▶ [WHAT YOU ARE ASKED TO DO]:
Pictures stay out of the copy; set down each line of the listing below exactly.

☆ ☆ ☆ ☆ ☆

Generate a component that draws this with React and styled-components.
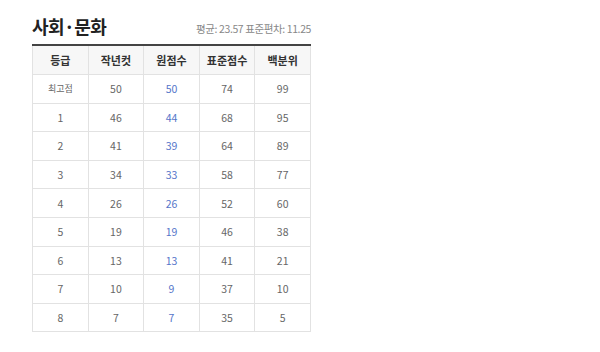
import React from "react";
import styled, { createGlobalStyle } from "styled-components";

const Global = createGlobalStyle`
  html, body { margin: 0; padding: 0; background: #fff; }
  body { font-family: "Noto Sans CJK KR", "Noto Sans", sans-serif; }
`;

const Wrap = styled.div`
  width: 279px;
  padding: 14px 0 0 32px;
`;

const Head = styled.div`
  display: flex;
  align-items: flex-end;
  justify-content: space-between;
  height: 24px;
  margin-bottom: 6px;
`;

const Title = styled.h2`
  margin: 0;
  font-size: 18px;
  line-height: 24px;
  font-weight: 700;
  color: #222;
  letter-spacing: -0.5px;
`;

const Stat = styled.span`
  font-size: 10.5px;
  color: #888;
  line-height: 18px;
  letter-spacing: -0.4px;
`;

const Table = styled.table`
  width: 279px;
  border-collapse: collapse;
  border-top: 2px solid #444;
  table-layout: fixed;
`;

const Th = styled.th`
  height: 28px;
  background: #f7f7f7;
  border: 1px solid #e2e2e2;
  border-top: none;
  font-size: 11px;
  font-weight: 700;
  color: #333;
  text-align: center;
  padding: 0;
`;

const Td = styled.td`
  height: 27.6px;
  border: 1px solid #e2e2e2;
  font-size: ${(p) => (p.$small ? "9px" : "10.5px")};
  color: ${(p) => (p.$blue ? "#5475c9" : "#666")};
  text-align: center;
  padding: 0;
`;

const rows = [
  ["최고점", 50, 50, 74, 99],
  [1, 46, 44, 68, 95],
  [2, 41, 39, 64, 89],
  [3, 34, 33, 58, 77],
  [4, 26, 26, 52, 60],
  [5, 19, 19, 46, 38],
  [6, 13, 13, 41, 21],
  [7, 10, 9, 37, 10],
  [8, 7, 7, 35, 5],
];

export default function App() {
  return (
    <Wrap>
      <Global />
      <Head>
        <Title>사회·문화</Title>
        <Stat>평균: 23.57 표준편차: 11.25</Stat>
      </Head>
      <Table>
        <thead>
          <tr>
            <Th>등급</Th>
            <Th>작년컷</Th>
            <Th>원점수</Th>
            <Th>표준점수</Th>
            <Th>백분위</Th>
          </tr>
        </thead>
        <tbody>
          {rows.map((r, i) => (
            <tr key={i}>
              <Td $small={i === 0}>{r[0]}</Td>
              <Td>{r[1]}</Td>
              <Td $blue>{r[2]}</Td>
              <Td>{r[3]}</Td>
              <Td>{r[4]}</Td>
            </tr>
          ))}
        </tbody>
      </Table>
    </Wrap>
  );
}
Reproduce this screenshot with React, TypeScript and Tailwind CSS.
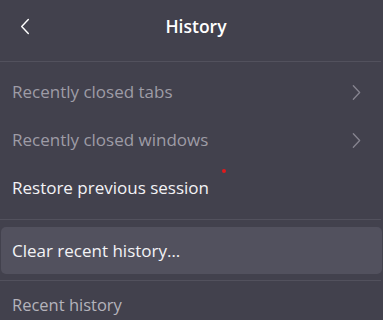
const font = { fontFamily: '"Open Sans", "Noto Sans", sans-serif' };

function Separator() {
  return <div className="h-px bg-[#52515d] mr-[2px]" />;
}

function Chevron({ dir, className }: { dir: 'left' | 'right'; className?: string }) {
  return (
    <svg viewBox="0 0 10 18" className={className} fill="none" stroke="currentColor" strokeWidth={1.5} strokeLinecap="round" strokeLinejoin="round">
      {dir === 'left' ? <path d="M8.5 1.5 1.5 9l7 7.5" /> : <path d="M1.5 1.5 8.5 9l-7 7.5" />}
    </svg>
  );
}

function NavRow({ label }: { label: string }) {
  return (
    <div className="flex items-center justify-between h-12 pl-3 pr-[22px] text-[#9e9ca6]">
      <span className="text-[17px]">{label}</span>
      <Chevron dir="right" className="w-[9px] h-[17px] text-[#86848f]" />
    </div>
  );
}

export default function App() {
  return (
    <div className="w-[383px] h-[320px] bg-[#42414d] overflow-hidden" style={font}>
      {/* Header */}
      <div className="relative flex items-center justify-center h-[61px] pl-[9px] pb-[8px]">
        <Chevron dir="left" className="absolute left-[20px] top-[18px] w-[10px] h-[17px] text-white" />
        <h1 className="text-[17.5px] font-semibold text-white">History</h1>
      </div>
      <Separator />

      <div className="pt-[6px]">
        <NavRow label="Recently closed tabs" />
        <NavRow label="Recently closed windows" />
        <div className="relative flex items-center h-12 pl-3 text-[#f3f3f6]">
          <span className="text-[17px]">Restore previous session</span>
          <span className="absolute left-[222px] top-[5px] w-[4px] h-[4px] rounded-full bg-[#e0191c]" />
        </div>
      </div>

      <div className="mt-[7px]">
        <Separator />
      </div>

      <div className="px-[1px] pt-[7px] pb-[6px]">
        <div className="flex items-center h-[47px] pl-[11px] rounded-[5px] bg-[#52515e] text-[#f3f3f6]">
          <span className="text-[17px]">Clear recent history…</span>
        </div>
      </div>

      <Separator />

      <div className="flex items-center h-[48px] pl-3 text-[#b4b3bb]">
        <span className="text-[16.5px]">Recent history</span>
      </div>
    </div>
  );
}
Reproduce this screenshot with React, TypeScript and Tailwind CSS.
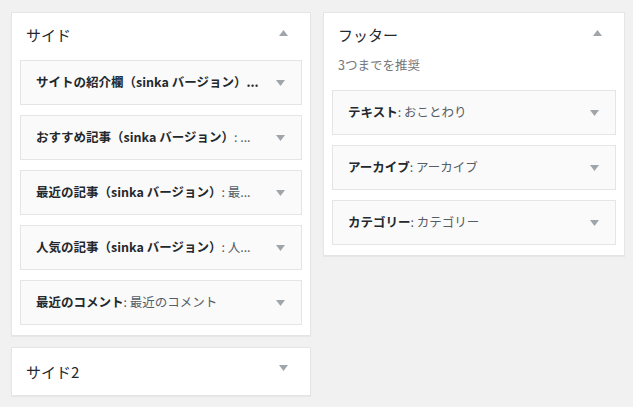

☆ ☆ ☆ ☆ ☆

▶ [EXERCISE ANSWER]:
Generate a component that draws this with React and styled-components.
import React from "react";
import styled, { createGlobalStyle } from "styled-components";

const Global = createGlobalStyle`
  html, body { margin: 0; padding: 0; background: #fff; }
  body { font-family: "Noto Sans CJK KR", "Noto Sans", sans-serif; }
`;

const Wrap = styled.div`
  width: 279px;
  padding: 14px 0 0 32px;
`;

const Head = styled.div`
  display: flex;
  align-items: flex-end;
  justify-content: space-between;
  height: 24px;
  margin-bottom: 6px;
`;

const Title = styled.h2`
  margin: 0;
  font-size: 18px;
  line-height: 24px;
  font-weight: 700;
  color: #222;
  letter-spacing: -0.5px;
`;

const Stat = styled.span`
  font-size: 10.5px;
  color: #888;
  line-height: 18px;
  letter-spacing: -0.4px;
`;

const Table = styled.table`
  width: 279px;
  border-collapse: collapse;
  border-top: 2px solid #444;
  table-layout: fixed;
`;

const Th = styled.th`
  height: 28px;
  background: #f7f7f7;
  border: 1px solid #e2e2e2;
  border-top: none;
  font-size: 11px;
  font-weight: 700;
  color: #333;
  text-align: center;
  padding: 0;
`;

const Td = styled.td`
  height: 27.6px;
  border: 1px solid #e2e2e2;
  font-size: ${(p) => (p.$small ? "9px" : "10.5px")};
  color: ${(p) => (p.$blue ? "#5475c9" : "#666")};
  text-align: center;
  padding: 0;
`;

const rows = [
  ["최고점", 50, 50, 74, 99],
  [1, 46, 44, 68, 95],
  [2, 41, 39, 64, 89],
  [3, 34, 33, 58, 77],
  [4, 26, 26, 52, 60],
  [5, 19, 19, 46, 38],
  [6, 13, 13, 41, 21],
  [7, 10, 9, 37, 10],
  [8, 7, 7, 35, 5],
];

export default function App() {
  return (
    <Wrap>
      <Global />
      <Head>
        <Title>사회·문화</Title>
        <Stat>평균: 23.57 표준편차: 11.25</Stat>
      </Head>
      <Table>
        <thead>
          <tr>
            <Th>등급</Th>
            <Th>작년컷</Th>
            <Th>원점수</Th>
            <Th>표준점수</Th>
            <Th>백분위</Th>
          </tr>
        </thead>
        <tbody>
          {rows.map((r, i) => (
            <tr key={i}>
              <Td $small={i === 0}>{r[0]}</Td>
              <Td>{r[1]}</Td>
              <Td $blue>{r[2]}</Td>
              <Td>{r[3]}</Td>
              <Td>{r[4]}</Td>
            </tr>
          ))}
        </tbody>
      </Table>
    </Wrap>
  );
}
Reproduce this screenshot with React, TypeScript and Tailwind CSS.
const font = { fontFamily: '"Open Sans", "Noto Sans", sans-serif' };

function Separator() {
  return <div className="h-px bg-[#52515d] mr-[2px]" />;
}

function Chevron({ dir, className }: { dir: 'left' | 'right'; className?: string }) {
  return (
    <svg viewBox="0 0 10 18" className={className} fill="none" stroke="currentColor" strokeWidth={1.5} strokeLinecap="round" strokeLinejoin="round">
      {dir === 'left' ? <path d="M8.5 1.5 1.5 9l7 7.5" /> : <path d="M1.5 1.5 8.5 9l-7 7.5" />}
    </svg>
  );
}

function NavRow({ label }: { label: string }) {
  return (
    <div className="flex items-center justify-between h-12 pl-3 pr-[22px] text-[#9e9ca6]">
      <span className="text-[17px]">{label}</span>
      <Chevron dir="right" className="w-[9px] h-[17px] text-[#86848f]" />
    </div>
  );
}

export default function App() {
  return (
    <div className="w-[383px] h-[320px] bg-[#42414d] overflow-hidden" style={font}>
      {/* Header */}
      <div className="relative flex items-center justify-center h-[61px] pl-[9px] pb-[8px]">
        <Chevron dir="left" className="absolute left-[20px] top-[18px] w-[10px] h-[17px] text-white" />
        <h1 className="text-[17.5px] font-semibold text-white">History</h1>
      </div>
      <Separator />

      <div className="pt-[6px]">
        <NavRow label="Recently closed tabs" />
        <NavRow label="Recently closed windows" />
        <div className="relative flex items-center h-12 pl-3 text-[#f3f3f6]">
          <span className="text-[17px]">Restore previous session</span>
          <span className="absolute left-[222px] top-[5px] w-[4px] h-[4px] rounded-full bg-[#e0191c]" />
        </div>
      </div>

      <div className="mt-[7px]">
        <Separator />
      </div>

      <div className="px-[1px] pt-[7px] pb-[6px]">
        <div className="flex items-center h-[47px] pl-[11px] rounded-[5px] bg-[#52515e] text-[#f3f3f6]">
          <span className="text-[17px]">Clear recent history…</span>
        </div>
      </div>

      <Separator />

      <div className="flex items-center h-[48px] pl-3 text-[#b4b3bb]">
        <span className="text-[16.5px]">Recent history</span>
      </div>
    </div>
  );
}
Reproduce this screenshot with React, TypeScript and Tailwind CSS.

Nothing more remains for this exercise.